= What is being asked =
Tally the lines of the listing that contain the word "styles", then give the total and nothing else.
■ ■ ■ ■ ■ ■ ■
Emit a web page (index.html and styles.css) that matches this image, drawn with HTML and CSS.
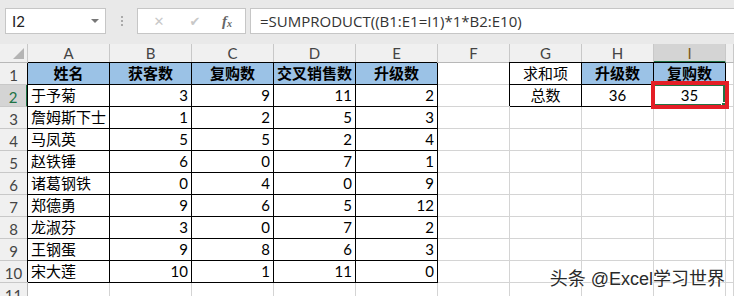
FILE: index.html
```html
<!DOCTYPE html>
<html lang="zh-CN">
<head>
    <meta charset="UTF-8">
    <title>Excel</title>
    <link rel="stylesheet" href="styles.css">
</head>
<body>
    <div class="formula-bar">
        <div class="name-box">I2<span class="drop"></span></div>
        <div class="grip"><i></i><i></i><i></i></div>
        <div class="fx-box">
            <span class="btn">&#x2715;</span>
            <span class="btn">&#x2714;</span>
            <span class="fx">f<sub>x</sub></span>
        </div>
        <div class="formula">=SUMPRODUCT((B1:E1=I1)*1*B2:E10)</div>
    </div>

    <div class="sheet">
        <div class="ch corner"><span class="tri"></span></div>
        <div class="ch">A</div><div class="ch">B</div><div class="ch">C</div><div class="ch">D</div><div class="ch">E</div>
        <div class="ch">F</div><div class="ch">G</div><div class="ch">H</div><div class="ch sel-col">I</div><div class="ch"></div>

        <div class="rh">1</div>
        <div class="c t hd">姓名</div><div class="c t hd">获客数</div><div class="c t hd">复购数</div><div class="c t hd">交叉销售数</div><div class="c t hd">升级数</div>
        <div class="c"></div><div class="c t mid">求和项</div><div class="c t hd">升级数</div><div class="c t hd">复购数</div><div class="c"></div>

        <div class="rh sel-row">2</div>
        <div class="c t name">于予菊</div><div class="c t num">3</div><div class="c t num">9</div><div class="c t num">11</div><div class="c t num">2</div>
        <div class="c"></div><div class="c t mid">总数</div><div class="c t mid">36</div>
        <div class="c t mid active">35<span class="sel"></span><span class="mark"></span></div><div class="c"></div>

        <div class="rh">3</div>
        <div class="c t name">詹姆斯下士</div><div class="c t num">1</div><div class="c t num">2</div><div class="c t num">5</div><div class="c t num">3</div>
        <div class="c"></div><div class="c"></div><div class="c"></div><div class="c"></div><div class="c"></div>

        <div class="rh">4</div>
        <div class="c t name">马凤英</div><div class="c t num">5</div><div class="c t num">5</div><div class="c t num">2</div><div class="c t num">4</div>
        <div class="c"></div><div class="c"></div><div class="c"></div><div class="c"></div><div class="c"></div>

        <div class="rh">5</div>
        <div class="c t name">赵铁锤</div><div class="c t num">6</div><div class="c t num">0</div><div class="c t num">7</div><div class="c t num">1</div>
        <div class="c"></div><div class="c"></div><div class="c"></div><div class="c"></div><div class="c"></div>

        <div class="rh">6</div>
        <div class="c t name">诸葛钢铁</div><div class="c t num">0</div><div class="c t num">4</div><div class="c t num">0</div><div class="c t num">9</div>
        <div class="c"></div><div class="c"></div><div class="c"></div><div class="c"></div><div class="c"></div>

        <div class="rh">7</div>
        <div class="c t name">郑德勇</div><div class="c t num">9</div><div class="c t num">6</div><div class="c t num">5</div><div class="c t num">12</div>
        <div class="c"></div><div class="c"></div><div class="c"></div><div class="c"></div><div class="c"></div>

        <div class="rh">8</div>
        <div class="c t name">龙淑芬</div><div class="c t num">3</div><div class="c t num">0</div><div class="c t num">7</div><div class="c t num">2</div>
        <div class="c"></div><div class="c"></div><div class="c"></div><div class="c"></div><div class="c"></div>

        <div class="rh">9</div>
        <div class="c t name">王钢蛋</div><div class="c t num">9</div><div class="c t num">8</div><div class="c t num">6</div><div class="c t num">3</div>
        <div class="c"></div><div class="c"></div><div class="c"></div><div class="c"></div><div class="c"></div>

        <div class="rh">10</div>
        <div class="c t name">宋大莲</div><div class="c t num">10</div><div class="c t num">1</div><div class="c t num">11</div><div class="c t num">0</div>
        <div class="c"></div><div class="c"></div><div class="c"></div><div class="c"></div><div class="c"></div>

        <div class="rh">11</div>
        <div class="c"></div><div class="c"></div><div class="c"></div><div class="c"></div><div class="c"></div>
        <div class="c"></div><div class="c"></div><div class="c"></div><div class="c"></div><div class="c"></div>
    </div>

    <div class="watermark">头条 @Excel学习世界</div>
</body>
</html>
```

FILE: styles.css
```css
body {
    margin: 0;
    width: 734px;
    height: 296px;
    overflow: hidden;
    position: relative;
    background: #fff;
    font-family: Lato, "Noto Sans CJK SC", sans-serif;
}
.formula-bar {
    height: 44px;
    background: #e9e9e9;
    display: flex;
    align-items: flex-start;
    padding-top: 8px;
    box-sizing: border-box;
}
.name-box {
    margin-left: 5px;
    width: 101px;
    height: 26px;
    box-sizing: border-box;
    background: #fff;
    border: 1px solid #c6c6c6;
    font-size: 15px;
    line-height: 24px;
    padding-left: 6px;
    color: #222;
    position: relative;
}
.drop {
    position: absolute;
    right: 6px;
    top: 10px;
    border-left: 4px solid transparent;
    border-right: 4px solid transparent;
    border-top: 4px solid #777;
}
.grip {
    width: 31px;
    height: 26px;
    display: flex;
    flex-direction: column;
    align-items: center;
    justify-content: center;
    gap: 2px;
}
.grip i {
    width: 2px;
    height: 2px;
    background: #aaa;
}
.fx-box {
    width: 109px;
    height: 26px;
    box-sizing: border-box;
    background: #fff;
    border: 1px solid #c6c6c6;
    display: flex;
    align-items: center;
    padding-left: 12px;
    gap: 18px;
}
.btn {
    color: #c8c8c8;
    font-family: "DejaVu Sans", sans-serif;
    font-size: 13px;
    width: 18px;
    text-align: center;
}
.fx {
    font-family: "Liberation Serif", serif;
    font-style: italic;
    font-weight: bold;
    color: #666;
    font-size: 15px;
}
.fx sub {
    font-size: 10px;
    vertical-align: -1px;
}
.formula {
    margin-left: 4px;
    flex: 1;
    height: 26px;
    box-sizing: border-box;
    background: #fff;
    border: 1px solid #c6c6c6;
    border-right: none;
    font-family: "Open Sans", sans-serif;
    font-size: 15px;
    line-height: 24px;
    padding-left: 9px;
    color: #333;
    white-space: nowrap;
}
.sheet {
    display: grid;
    grid-template-columns: 28px repeat(5, 82px) repeat(4, 72px) 1fr;
    grid-template-rows: 19px repeat(11, 22px);
}
.sheet > div {
    box-sizing: border-box;
    border-right: 1px solid #d4d4d4;
    border-bottom: 1px solid #d4d4d4;
    font-size: 15px;
    line-height: 21px;
    white-space: nowrap;
    overflow: visible;
}
.ch {
    background: #f0f0f0;
    text-align: center;
    color: #444;
    line-height: 18px !important;
    border-right-color: #c8c8c8 !important;
    border-bottom-color: #b8b8b8 !important;
}
.corner {
    position: relative;
}
.tri {
    position: absolute;
    right: 3px;
    bottom: 3px;
    border-left: 11px solid transparent;
    border-bottom: 11px solid #b4b4b4;
}
.sel-col {
    background: #d4d4d4;
    border-bottom: 2px solid #217346 !important;
    color: #7a5a1a;
}
.rh {
    background: #f0f0f0;
    text-align: center;
    color: #444;
    border-right-color: #b8b8b8 !important;
    border-bottom-color: #c8c8c8 !important;
    padding-top: 2px;
}
.sel-row {
    background: #d4d4d4;
    border-right: 2px solid #217346 !important;
    color: #217346;
}
.t {
    border-right-color: #000 !important;
    border-bottom-color: #000 !important;
    box-shadow: -1px -1px 0 #000;
    color: #000;
}
.hd {
    background: #9bc2e6;
    font-weight: bold;
    text-align: center;
}
.mid {
    text-align: center;
}
.name {
    padding-left: 3px;
}
.num {
    text-align: right;
    padding-right: 3px;
}
.active {
    position: relative;
}
.sel {
    position: absolute;
    left: -1px;
    top: -1px;
    right: 0;
    bottom: 0;
    border: 2px solid #217346;
}
.mark {
    position: absolute;
    right: -3px;
    bottom: -3px;
    width: 5px;
    height: 5px;
    background: #217346;
    border: 1px solid #fff;
}
.active::after {
    content: "";
    position: absolute;
    left: -3px;
    top: -4px;
    right: -4px;
    bottom: -3px;
    border: 4px solid #e41e26;
}
.watermark {
    position: absolute;
    right: 9px;
    bottom: 6px;
    font-family: "Liberation Sans", "Noto Sans CJK SC", sans-serif;
    font-size: 18px;
    color: #2a2a2a;
    text-shadow: 0 0 2px #fff, 0 0 2px #fff, 0 0 3px #fff;
}
```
■ ■ ■ ■ ■ ■ ■
= Result for this exercise =
3